Steven had never seen it before but was intrigued by my high praise. They enjoyed it, especially since they had a particular interest in anthropology. Their loud proclamations throughout made the experience so much fun, especially during the Microsoft screensaver-like portion of the film, with the neon colors, the desert landscapes, and the quick cuts to Dave’s face.

“How *long* does this last?” They said exasperated. And with the reveal of the illuminated bedroom, Steven yelped and exclaimed, looking over at me and I cackled at their amazement. It was the exact response I was waiting for. 

This movie introduced me to cinematography and sound design, how pieces behind the scenes fit together to create a film. I had watched movies but had mostly focused on the actors. But with this movie, since there are so many characters and we never really learn much about them, we lean into the things that are there for the entirety of the movie, like the monolith, the score, the architecture, and space as a whole. Those are the main cast of characters. All of the humans (or AI, in HAL’s sense) are merely there to move them along. They’re just pawns. We know next to nothing about Dave, even though he is the closest we get to a protagonist.

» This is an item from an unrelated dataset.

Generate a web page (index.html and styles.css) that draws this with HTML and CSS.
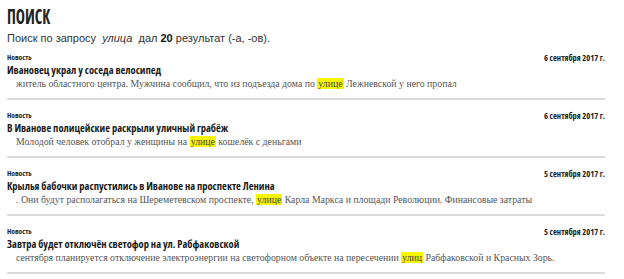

I know I’ll ever write anything to the caliber of this film, but I want to elicit those same feelings. And before my initial watch, I wasn’t aware that was something I wanted. This movie defies a lot of the aspects of a typical movie, and I think that’s why it felt so fun seeing it as a tween. The film industry appears to be so rigid and full of rules. Most movies do tend to fit into an algorithm (shout out seven-act structure) but this one felt like the rebellious cool kid, where I was like, “you can do that?” and it replied, “Yes, yes you can, and you should.” 

So show 2001: A Space Odyssey to your children (if you have them) or impressionable young people in your life, it is rated G after all. You don’t know what it might spark in them. Each scene has something to be extracted and who knows what their perspective might find.